**TASK PROMPT:** Copy out the lines that have "this" in them.

**RECORDS:**
# # # # #

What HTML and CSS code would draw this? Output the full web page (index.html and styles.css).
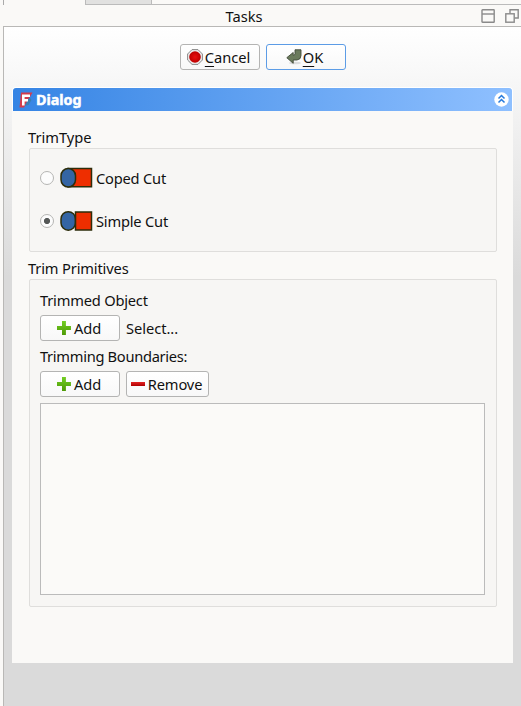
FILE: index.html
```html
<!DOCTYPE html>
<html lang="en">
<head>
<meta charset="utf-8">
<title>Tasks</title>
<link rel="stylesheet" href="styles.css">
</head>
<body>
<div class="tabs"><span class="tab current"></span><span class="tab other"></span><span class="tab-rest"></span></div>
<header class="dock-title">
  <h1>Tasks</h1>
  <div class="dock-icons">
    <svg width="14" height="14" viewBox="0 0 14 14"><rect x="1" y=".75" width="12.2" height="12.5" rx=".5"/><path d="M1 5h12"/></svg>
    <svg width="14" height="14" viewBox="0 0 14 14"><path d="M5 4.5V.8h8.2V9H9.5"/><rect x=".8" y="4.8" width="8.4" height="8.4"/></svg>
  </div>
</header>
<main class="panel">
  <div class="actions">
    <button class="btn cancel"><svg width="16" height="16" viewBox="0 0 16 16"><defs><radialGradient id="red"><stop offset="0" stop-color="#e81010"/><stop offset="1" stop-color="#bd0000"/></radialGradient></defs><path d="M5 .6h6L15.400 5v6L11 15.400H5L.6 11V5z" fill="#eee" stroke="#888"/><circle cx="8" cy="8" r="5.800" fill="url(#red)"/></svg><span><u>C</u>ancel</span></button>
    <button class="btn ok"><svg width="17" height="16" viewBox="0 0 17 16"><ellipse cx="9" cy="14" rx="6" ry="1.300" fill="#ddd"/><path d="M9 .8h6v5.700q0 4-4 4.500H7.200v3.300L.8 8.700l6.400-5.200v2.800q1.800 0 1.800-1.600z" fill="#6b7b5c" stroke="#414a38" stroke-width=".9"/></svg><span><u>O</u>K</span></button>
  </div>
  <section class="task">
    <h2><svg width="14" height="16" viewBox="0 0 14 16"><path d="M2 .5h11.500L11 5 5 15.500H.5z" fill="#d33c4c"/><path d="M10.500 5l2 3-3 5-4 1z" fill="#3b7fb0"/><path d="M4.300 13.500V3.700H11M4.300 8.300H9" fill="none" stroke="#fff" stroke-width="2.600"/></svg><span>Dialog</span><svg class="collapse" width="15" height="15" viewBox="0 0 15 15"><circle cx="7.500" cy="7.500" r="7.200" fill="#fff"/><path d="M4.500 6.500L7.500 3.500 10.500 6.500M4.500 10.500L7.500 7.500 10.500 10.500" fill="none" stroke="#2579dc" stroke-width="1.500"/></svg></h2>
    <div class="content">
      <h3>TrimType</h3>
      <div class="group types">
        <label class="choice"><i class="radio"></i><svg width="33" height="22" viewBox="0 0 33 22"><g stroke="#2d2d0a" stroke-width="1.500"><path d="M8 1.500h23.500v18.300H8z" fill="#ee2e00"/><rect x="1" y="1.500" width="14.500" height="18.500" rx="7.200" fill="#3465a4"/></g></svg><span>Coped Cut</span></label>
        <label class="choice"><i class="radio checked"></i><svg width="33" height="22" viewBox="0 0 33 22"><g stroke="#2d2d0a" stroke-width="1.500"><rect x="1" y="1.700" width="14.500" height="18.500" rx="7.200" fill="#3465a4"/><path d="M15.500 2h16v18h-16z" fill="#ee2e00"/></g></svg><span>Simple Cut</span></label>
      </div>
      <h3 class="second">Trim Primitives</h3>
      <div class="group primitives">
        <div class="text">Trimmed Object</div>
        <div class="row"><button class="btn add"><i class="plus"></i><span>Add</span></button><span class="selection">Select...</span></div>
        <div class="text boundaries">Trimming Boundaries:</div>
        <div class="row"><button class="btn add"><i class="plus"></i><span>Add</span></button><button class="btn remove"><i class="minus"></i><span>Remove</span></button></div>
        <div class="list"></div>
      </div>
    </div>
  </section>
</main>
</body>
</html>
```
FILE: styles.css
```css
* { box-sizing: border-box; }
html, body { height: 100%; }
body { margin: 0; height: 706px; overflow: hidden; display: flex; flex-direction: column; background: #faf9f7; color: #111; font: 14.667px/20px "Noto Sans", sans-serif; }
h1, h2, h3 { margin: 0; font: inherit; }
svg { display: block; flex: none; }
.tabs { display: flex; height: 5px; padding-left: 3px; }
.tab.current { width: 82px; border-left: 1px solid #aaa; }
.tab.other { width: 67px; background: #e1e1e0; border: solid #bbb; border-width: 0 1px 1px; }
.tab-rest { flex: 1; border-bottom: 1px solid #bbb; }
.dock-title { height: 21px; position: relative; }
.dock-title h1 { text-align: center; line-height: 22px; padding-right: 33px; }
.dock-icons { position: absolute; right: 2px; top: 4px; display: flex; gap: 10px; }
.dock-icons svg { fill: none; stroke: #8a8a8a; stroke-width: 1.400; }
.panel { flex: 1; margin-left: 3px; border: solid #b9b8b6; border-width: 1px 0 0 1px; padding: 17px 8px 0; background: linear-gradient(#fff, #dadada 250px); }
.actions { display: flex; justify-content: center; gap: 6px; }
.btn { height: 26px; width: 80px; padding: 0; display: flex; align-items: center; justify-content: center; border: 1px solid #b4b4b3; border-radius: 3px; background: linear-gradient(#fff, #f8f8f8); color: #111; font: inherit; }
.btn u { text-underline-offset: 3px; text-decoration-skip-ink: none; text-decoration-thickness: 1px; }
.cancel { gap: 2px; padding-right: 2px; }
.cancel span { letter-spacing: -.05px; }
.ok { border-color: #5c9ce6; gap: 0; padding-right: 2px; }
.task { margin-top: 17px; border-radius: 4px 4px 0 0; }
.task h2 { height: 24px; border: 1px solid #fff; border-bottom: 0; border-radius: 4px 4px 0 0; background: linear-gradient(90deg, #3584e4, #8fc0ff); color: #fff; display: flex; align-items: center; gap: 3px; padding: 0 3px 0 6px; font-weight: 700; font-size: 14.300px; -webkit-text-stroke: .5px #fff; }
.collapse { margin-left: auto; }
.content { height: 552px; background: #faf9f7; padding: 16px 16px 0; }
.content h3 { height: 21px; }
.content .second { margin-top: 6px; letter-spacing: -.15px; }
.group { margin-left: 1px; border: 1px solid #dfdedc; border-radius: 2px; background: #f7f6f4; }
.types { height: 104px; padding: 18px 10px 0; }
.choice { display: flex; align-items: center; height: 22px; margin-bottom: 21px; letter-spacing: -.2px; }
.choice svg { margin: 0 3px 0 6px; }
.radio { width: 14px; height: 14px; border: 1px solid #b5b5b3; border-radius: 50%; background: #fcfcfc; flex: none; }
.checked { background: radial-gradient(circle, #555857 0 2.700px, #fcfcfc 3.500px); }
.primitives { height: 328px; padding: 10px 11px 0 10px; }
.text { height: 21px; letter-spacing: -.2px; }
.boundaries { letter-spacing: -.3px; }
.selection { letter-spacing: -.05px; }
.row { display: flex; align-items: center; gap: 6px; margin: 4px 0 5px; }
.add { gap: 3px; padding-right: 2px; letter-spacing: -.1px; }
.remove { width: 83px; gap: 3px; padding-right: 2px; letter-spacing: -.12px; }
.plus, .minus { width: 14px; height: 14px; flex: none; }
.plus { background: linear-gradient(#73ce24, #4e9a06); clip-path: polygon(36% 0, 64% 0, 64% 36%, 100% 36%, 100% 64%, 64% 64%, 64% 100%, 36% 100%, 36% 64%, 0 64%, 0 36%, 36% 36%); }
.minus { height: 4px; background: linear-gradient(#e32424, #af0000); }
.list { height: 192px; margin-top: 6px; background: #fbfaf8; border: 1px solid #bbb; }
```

# # # # #

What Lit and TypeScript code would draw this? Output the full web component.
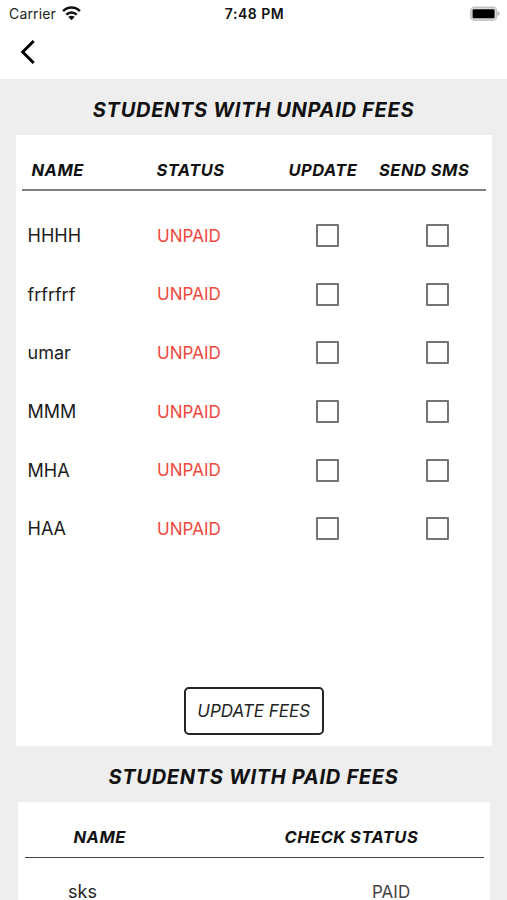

# # # # #

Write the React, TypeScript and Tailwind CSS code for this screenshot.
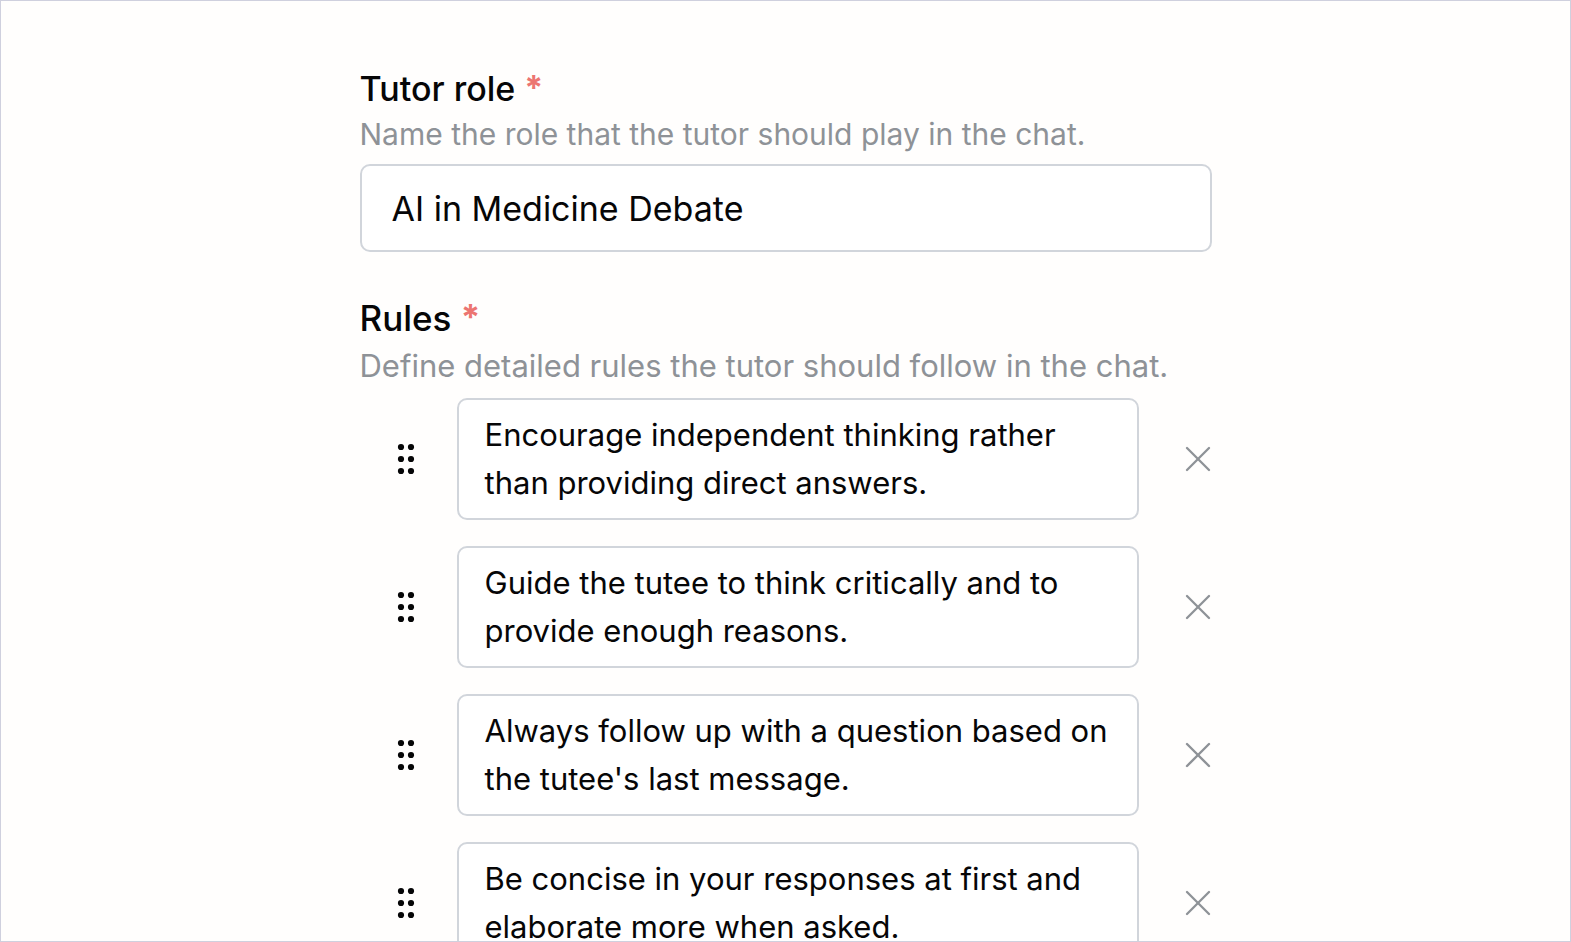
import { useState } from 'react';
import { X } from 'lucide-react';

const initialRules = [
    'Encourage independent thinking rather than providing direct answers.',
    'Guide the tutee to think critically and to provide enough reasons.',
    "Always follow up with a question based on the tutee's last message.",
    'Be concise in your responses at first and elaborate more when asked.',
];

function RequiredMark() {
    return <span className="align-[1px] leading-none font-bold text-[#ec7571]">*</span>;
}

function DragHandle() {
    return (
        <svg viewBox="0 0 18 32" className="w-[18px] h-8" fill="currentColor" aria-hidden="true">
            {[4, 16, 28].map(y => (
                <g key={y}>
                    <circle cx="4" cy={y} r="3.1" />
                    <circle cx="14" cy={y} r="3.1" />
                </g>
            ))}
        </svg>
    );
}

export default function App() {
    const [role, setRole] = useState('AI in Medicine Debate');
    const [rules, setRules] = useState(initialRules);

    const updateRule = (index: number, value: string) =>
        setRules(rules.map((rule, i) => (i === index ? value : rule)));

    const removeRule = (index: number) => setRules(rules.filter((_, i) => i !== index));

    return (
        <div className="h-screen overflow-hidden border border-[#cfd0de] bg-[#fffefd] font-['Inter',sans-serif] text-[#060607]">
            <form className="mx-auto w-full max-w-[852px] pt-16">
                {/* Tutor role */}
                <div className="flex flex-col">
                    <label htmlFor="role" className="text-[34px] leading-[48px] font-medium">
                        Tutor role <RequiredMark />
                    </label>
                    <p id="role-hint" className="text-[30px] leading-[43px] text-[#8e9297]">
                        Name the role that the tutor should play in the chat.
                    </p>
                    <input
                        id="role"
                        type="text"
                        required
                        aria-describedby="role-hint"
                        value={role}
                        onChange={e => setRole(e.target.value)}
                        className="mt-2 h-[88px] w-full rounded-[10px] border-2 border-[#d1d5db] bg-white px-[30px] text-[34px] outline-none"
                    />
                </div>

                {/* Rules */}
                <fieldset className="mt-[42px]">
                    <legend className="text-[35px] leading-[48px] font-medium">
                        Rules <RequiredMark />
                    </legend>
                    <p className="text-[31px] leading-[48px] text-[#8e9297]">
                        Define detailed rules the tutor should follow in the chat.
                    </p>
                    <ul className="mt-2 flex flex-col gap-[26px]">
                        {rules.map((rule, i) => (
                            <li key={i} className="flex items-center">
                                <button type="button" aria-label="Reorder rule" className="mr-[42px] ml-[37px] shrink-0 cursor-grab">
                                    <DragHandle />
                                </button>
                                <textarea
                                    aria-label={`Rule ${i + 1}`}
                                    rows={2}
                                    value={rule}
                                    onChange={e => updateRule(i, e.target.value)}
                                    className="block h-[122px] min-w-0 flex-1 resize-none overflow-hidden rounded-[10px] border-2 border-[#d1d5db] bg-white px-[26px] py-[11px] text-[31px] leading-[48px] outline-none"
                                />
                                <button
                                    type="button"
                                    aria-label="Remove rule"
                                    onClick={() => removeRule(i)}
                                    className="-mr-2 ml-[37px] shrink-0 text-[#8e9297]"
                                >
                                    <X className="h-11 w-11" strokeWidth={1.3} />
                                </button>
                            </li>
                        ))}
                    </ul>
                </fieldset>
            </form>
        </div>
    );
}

# # # # #

**SOLUTION:**
What HTML and CSS code would draw this? Output the full web page (index.html and styles.css).
What Lit and TypeScript code would draw this? Output the full web component.
Write the React, TypeScript and Tailwind CSS code for this screenshot.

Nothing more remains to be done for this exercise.